Tyler Braden can’t remember exactly how he celebrated when his bold move to Nashville paid off with a publishing deal four years ago, but he’s pretty sure it would’ve involved a trip to The Cheesecake Factory. The mid-range restaurant chain (which may sound familiar from sitcom The Big Bang Theory) is how he celebrates every birthday, but it seems surprisingly modest for all he’s achieved: signing a music publishing deal while still working as a firefighter, sharing the bill with Brooks and Dunn, and making it to the final of American Song Contest representing Tennessee in the U.S.A.’s answer to Eurovision. But then, despite being sat in a sleek record label meeting room in London wearing his own crisp merch cap, Tyler Braden seems surprisingly modest.
This is Tyler’s first trip overseas (for music or otherwise) and so far he’s warmed up with a showcase in Camden ahead of the reason he’s in town: playing the C2C festival main arena as part of the Introducing Nashville slot. Having heard about UK shows from fellow artists back home, he may be tweaking his acoustic set for this side of the Atlantic.
“On this trip, I’m playing solo and acoustic in a writer’s round style. I think that’s going to be really cool to be able to share stories and actually have more of an intimate moment with such a large crowd. There is the possibility of pulling out deeper cut songs because I’ve heard that people here know them all. The coolest thing I’ve heard is that artists [playing in the UK] have pulled out brand new stuff and then the very next night playing a show people know it from YouTube videos, which is crazy. So I might pull out a brand new song just so they have some surprises.”
Deciding on his set list for London’s O2 arena, and Glasgow’s Hydro is a gear change from his previous career as a firefighter.
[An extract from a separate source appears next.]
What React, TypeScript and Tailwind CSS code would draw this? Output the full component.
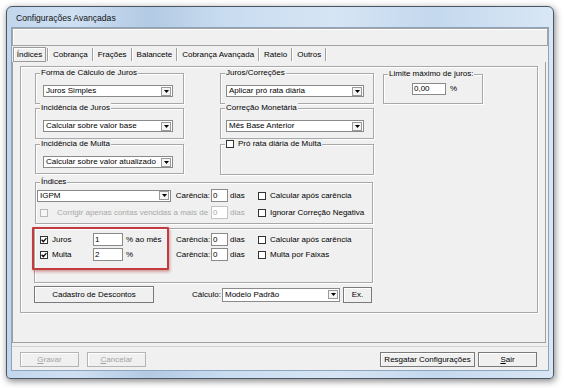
import React from "react";

function Check({ checked = false, disabled = false }: { checked?: boolean; disabled?: boolean }) {
  return (
    <span
      className={`flex-none w-[8px] h-[8px] border flex items-center justify-center ${
        disabled ? "border-[#b8b8b8] bg-[#f6f6f6]" : "border-[#333333] bg-white"
      }`}
    >
      {checked && (
        <svg width="6" height="6" viewBox="0 0 6 6">
          <path d="M0.6 2.8 L2.3 4.6 L5.4 1.1" fill="none" stroke="#111" strokeWidth="1.4" />
        </svg>
      )}
    </span>
  );
}

function Select({ className, text }: { className: string; text: string }) {
  return (
    <div className={`flex-none flex items-center bg-white border border-[#8a8a8a] ${className}`}>
      <span className="flex-1 pl-[2px] whitespace-nowrap overflow-hidden">{text}</span>
      <span className="flex-none mr-[1px] w-[10px] h-[9px] border border-[#9a9a9a] bg-[#f4f4f4] flex items-center justify-center">
        <svg width="5" height="3" viewBox="0 0 5 3">
          <path d="M0 0 H5 L2.5 3 Z" fill="#000" />
        </svg>
      </span>
    </div>
  );
}

function Input({ className, value, disabled = false }: { className: string; value: string; disabled?: boolean }) {
  return (
    <div
      className={`flex-none flex items-center bg-white border pl-[1px] ${
        disabled ? "border-[#c4c4c4] text-[#a8a8a8]" : "border-[#8a8a8a]"
      } ${className}`}
    >
      {value}
    </div>
  );
}

function Btn({ className, children, disabled = false }: { className: string; children: React.ReactNode; disabled?: boolean }) {
  return (
    <div
      className={`flex-none flex items-center justify-center border bg-[#f0f0f0] shadow-[inset_1px_1px_0_#fff] whitespace-nowrap ${
        disabled ? "border-[#b4b4b4] text-[#a4a4a4]" : "border-[#7a7a7a]"
      } ${className}`}
    >
      {children}
    </div>
  );
}

function Group({ className, label, children }: { className: string; label?: React.ReactNode; children?: React.ReactNode }) {
  return (
    <div className={`relative flex-none border border-[#a8a8a8] shadow-[inset_1px_1px_0_#fff,1px_1px_0_#fff] ${className}`}>
      {label && (
        <span className="absolute left-[4px] top-[-6px] bg-[#f0f0f0] px-[1px] leading-[10px] whitespace-nowrap flex items-center">
          {label}
        </span>
      )}
      {children}
    </div>
  );
}

function Sep() {
  return <span className="flex-none self-center w-[2px] h-[13px] border-l border-r border-l-[#a0a0a0] border-r-white" />;
}

function Tab({ label }: { label: string }) {
  return <span className="flex-none px-[4px] self-center whitespace-nowrap">{label}</span>;
}

export default function App() {
  return (
    <div className="w-[564px] h-[388px] bg-white pl-[6px] pt-[6px] overflow-hidden font-['Liberation_Sans',Arial,sans-serif] text-[8px] leading-[10px] text-black">
      {/* window frame */}
      <div className="w-[548px] h-[373px] border border-[#4a5666] rounded-t-[6px] rounded-b-[4px] bg-[linear-gradient(90deg,#c2d6ec_0%,#cfe0f2_12%,#b3cae4_26%,#c9dcf0_40%,#d6e5f4_60%,#c4d8ee_78%,#d9e7f5_100%)] shadow-[1px_2px_7px_rgba(0,0,0,0.5)] flex flex-col px-[5px] pb-[8px]">
        <div className="h-[21px] flex items-center pl-[4px] text-[8.6px] text-[#111]">Configurações Avançadas</div>

        {/* client area */}
        <div className="w-[536px] h-[342px] bg-[#f0f0f0] outline outline-1 outline-[#8ea4bd] flex flex-col">
          {/* top empty panel */}
          <div className="flex-none h-[18px] border border-[#a4a4a4] shadow-[inset_1px_1px_0_#fff]" />

          {/* tabs */}
          <div className="flex-none h-[16px] pt-[1px] pl-[1px] flex">
            <span className="flex-none w-[33px] h-[15px] border border-[#9a9a9a] shadow-[inset_1px_1px_0_#fff] flex items-center justify-center">
              Índices
            </span>
            <span className="w-[1px]" />
            <Sep />
            <Tab label="Cobrança" />
            <Sep />
            <Tab label="Frações" />
            <Sep />
            <Tab label="Balancete" />
            <Sep />
            <Tab label="Cobrança Avançada" />
            <Sep />
            <Tab label="Rateio" />
            <Sep />
            <Tab label="Outros" />
            <Sep />
          </div>

          {/* tab page */}
          <div className="flex-none w-[534px] h-[281px] border-l border-r border-b border-[#a0a0a0] pl-[7px] pt-[4px]">
            <div className="relative w-[518px] h-[247px] border border-[#a8a8a8] shadow-[inset_1px_1px_0_#fff,1px_1px_0_#fff] pt-[6px]">
              {/* columns */}
              <div className="flex h-[102px] pl-[14px]">
                <div className="w-[149px] flex flex-col">
                  <Group className="h-[31px] pt-[11px] pl-[7px]" label="Forma de Cálculo de Juros">
                    <Select className="w-[130px] h-[12px]" text="Juros Simples" />
                  </Group>
                  <Group className="mt-[4px] h-[31px] pt-[11px] pl-[7px]" label="Incidência de Juros">
                    <Select className="w-[130px] h-[12px]" text="Calcular sobre valor base" />
                  </Group>
                  <Group className="mt-[5px] h-[30px] pt-[11px] pl-[7px]" label="Incidência de Multa">
                    <Select className="w-[130px] h-[12px]" text="Calcular sobre valor atualizado" />
                  </Group>
                </div>
                <div className="ml-[36px] w-[154px] flex flex-col">
                  <Group className="h-[31px] pt-[11px] pl-[5px]" label="Juros/Correções">
                    <Select className="w-[138px] h-[12px]" text="Aplicar pró rata diária" />
                  </Group>
                  <Group className="mt-[4px] h-[31px] pt-[11px] pl-[5px]" label="Correção Monetária">
                    <Select className="w-[138px] h-[12px]" text="Mês Base Anterior" />
                  </Group>
                  <Group
                    className="mt-[5px] h-[31px]"
                    label={
                      <>
                        <Check />
                        <span className="ml-[4px]">Pró rata diária de Multa</span>
                      </>
                    }
                  />
                </div>
                <div className="ml-[9px] w-[100px] flex flex-col pt-[1px]">
                  <Group className="h-[30px] pt-[8px] pl-[28px] flex items-start" label="Limite máximo de juros:">
                    <Input className="w-[34px] h-[12px]" value="0,00" />
                    <span className="ml-[4px] mt-[1px]">%</span>
                  </Group>
                </div>
              </div>

              {/* Índices group */}
              <Group className="mt-[7px] ml-[14px] w-[338px] h-[42px] pt-[6px]" label="Índices">
                <div className="flex items-center h-[13px]">
                  <Select className="ml-[1px] w-[134px] h-[12px]" text="IGPM" />
                  <span className="flex-none w-[39px] text-right">Carência:</span>
                  <Input className="ml-[1px] w-[17px] h-[13px]" value="0" />
                  <span className="flex-none w-[30px] pl-[2px]">dias</span>
                  <Check />
                  <span className="ml-[4px] whitespace-nowrap">Calcular após carência</span>
                </div>
                <div className="flex items-center h-[13px] mt-[4px]">
                  <span className="ml-[4px]">
                    <Check disabled />
                  </span>
                  <span className="flex-none ml-[9px] w-[154px] whitespace-nowrap text-[#a8a8a8]">
                    Corrigir apenas contas vencidas a mais de
                  </span>
                  <Input className="w-[17px] h-[13px]" value="0" disabled />
                  <span className="flex-none w-[30px] pl-[2px] text-[#a8a8a8]">dias</span>
                  <Check />
                  <span className="ml-[4px] whitespace-nowrap">Ignorar Correção Negativa</span>
                </div>
              </Group>

              {/* Juros / Multa group */}
              <Group className="mt-[4px] ml-[13px] w-[339px] h-[55px] pt-[4px]">
                <div className="flex items-center h-[13px]">
                  <span className="ml-[5px]">
                    <Check checked />
                  </span>
                  <span className="flex-none ml-[4px] w-[41px]">Juros</span>
                  <Input className="w-[30px] h-[13px]" value="1" />
                  <span className="flex-none w-[53px] pl-[3px] whitespace-nowrap">% ao mês</span>
                  <span className="flex-none w-[34px] text-right">Carência:</span>
                  <Input className="ml-[1px] w-[17px] h-[13px]" value="0" />
                  <span className="flex-none w-[30px] pl-[2px]">dias</span>
                  <Check />
                  <span className="ml-[4px] whitespace-nowrap">Calcular após carência</span>
                </div>
                <div className="flex items-center h-[13px] mt-[2px]">
                  <span className="ml-[5px]">
                    <Check checked />
                  </span>
                  <span className="flex-none ml-[4px] w-[41px]">Multa</span>
                  <Input className="w-[30px] h-[13px]" value="2" />
                  <span className="flex-none w-[53px] pl-[3px]">%</span>
                  <span className="flex-none w-[34px] text-right">Carência:</span>
                  <Input className="ml-[1px] w-[17px] h-[13px]" value="0" />
                  <span className="flex-none w-[30px] pl-[2px]">dias</span>
                  <Check />
                  <span className="ml-[4px] whitespace-nowrap">Multa por Faixas</span>
                </div>
              </Group>

              {/* button row */}
              <div className="mt-[3px] ml-[13px] flex items-center h-[17px]">
                <Btn className="w-[120px] h-[17px]">Cadastro de Descontos</Btn>
                <span className="flex-none ml-[38px] w-[30px]">Cálculo:</span>
                <Select className="w-[118px] h-[14px]" text="Modelo Padrão" />
                <Btn className="ml-[3px] w-[29px] h-[16px]">Ex.</Btn>
              </div>

              {/* red annotation */}
              <div className="absolute left-[11px] top-[160px] w-[137px] h-[43px] border-2 border-[#c23b3e] rounded-[1px] shadow-[1px_2px_3px_rgba(180,60,60,0.45)]" />
            </div>
          </div>

          {/* bottom bar */}
          <div className="flex-1 pt-[3px]">
            <div className="h-[1px] bg-[#d2d2d2]" />
            <div className="mt-[5px] flex items-center pl-[8px]">
              <Btn className="w-[59px] h-[15px]" disabled>
                <span className="underline">G</span>ravar
              </Btn>
              <Btn className="ml-[8px] w-[59px] h-[15px]" disabled>
                <span className="underline">C</span>ancelar
              </Btn>
              <Btn className="ml-[234px] w-[95px] h-[15px]">Resgatar Configurações</Btn>
              <Btn className="ml-[3px] w-[59px] h-[15px]">
                <span className="underline">S</span>air
              </Btn>
            </div>
          </div>
        </div>
      </div>
    </div>
  );
}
Until 2019 Tyler was juggling the two jobs simultaneously, having transferred to the fire service in Brentwood Tennessee to be near to Nashville’s music scene.
“I’ve showed up to meetings where my skin still smelled like smoke ‘cause it doesn’t come out for a day or so after a fire. It was a lot of ups and downs, but it made it [music] way more possible than just a regular nine to five would make it. The average week I would work two days at the fire station and it could be easy where you sleep all night, or it could be tough where you had multiple fires through 48 hours. Then we’d be off work for 96 hours so that made it a lot easier to be able to do some touring and co-works and actually act like I was a full-time musician.”
Even as his music career seemed to be gaining momentum, Tyler had to find a way to still put his all into both.
“People [starting out in music careers] say there’s no Plan B, but the fire service had to be my Plan A at the time. Anytime I was at the station I would act as if I would never leave, and if I wasn’t at the station, I acted if I’d never go back.”
He’s gushing with gratitude for the support from his teams back then, and the favourable shift patterns aren’t the only reason Tyler credits the fire service for helping his second career.
“The music industry has so many emotional ups and downs, I don’t know if there was better preparation than the fire service. It definitely influenced who I am and it influenced the empathy and emotion in the songwriting.”
That may explain the powerfully emotive nature of many of his self-written songs, from Secret (a personal favourite which seems especially apt while headlines like cost-of-living spread dread nationwide) and radio hit Try Losing One (which I’m filing under heartbreak anthems next to Rascal Flatts’ What Hurts the Most).
Back in the present day, Tyler is hoping to connect with his new UK audience on a visceral level.
“When people say that a song touched them enough to make them cry, you want to apologise for that but that actually does mean a lot. Last night, someone told me that a song What Do They Know brought them to tears and I don’t hear that often about that song. There’s something behind that. For something to touch someone that much, to really get emotional about a song is great, that means something very special.”
That stirring song plays like it’s Tyler’s own ‘two fingers up’ to any doubters, in the vein of Ashley McBryde’s ‘Girl Going Nowhere’, first heard over here at the very same event Tyler is in town for. While I refrained from forcing him to name and shame the hometown naysayers who may have been his muse for this rousing ballad, I smile to think of them catching a glimpse of him now, propelled to his deserved place on the international stage.
Tyler Braden’s EP Neon Grave is out now and you can catch him at C2C Festival (Friday in London, Saturday in Glasgow, Sunday in Dublin). He also has hopes to come back for his own full band tour, eyeing up Camden’s KOKO as a personal bucket-list venue.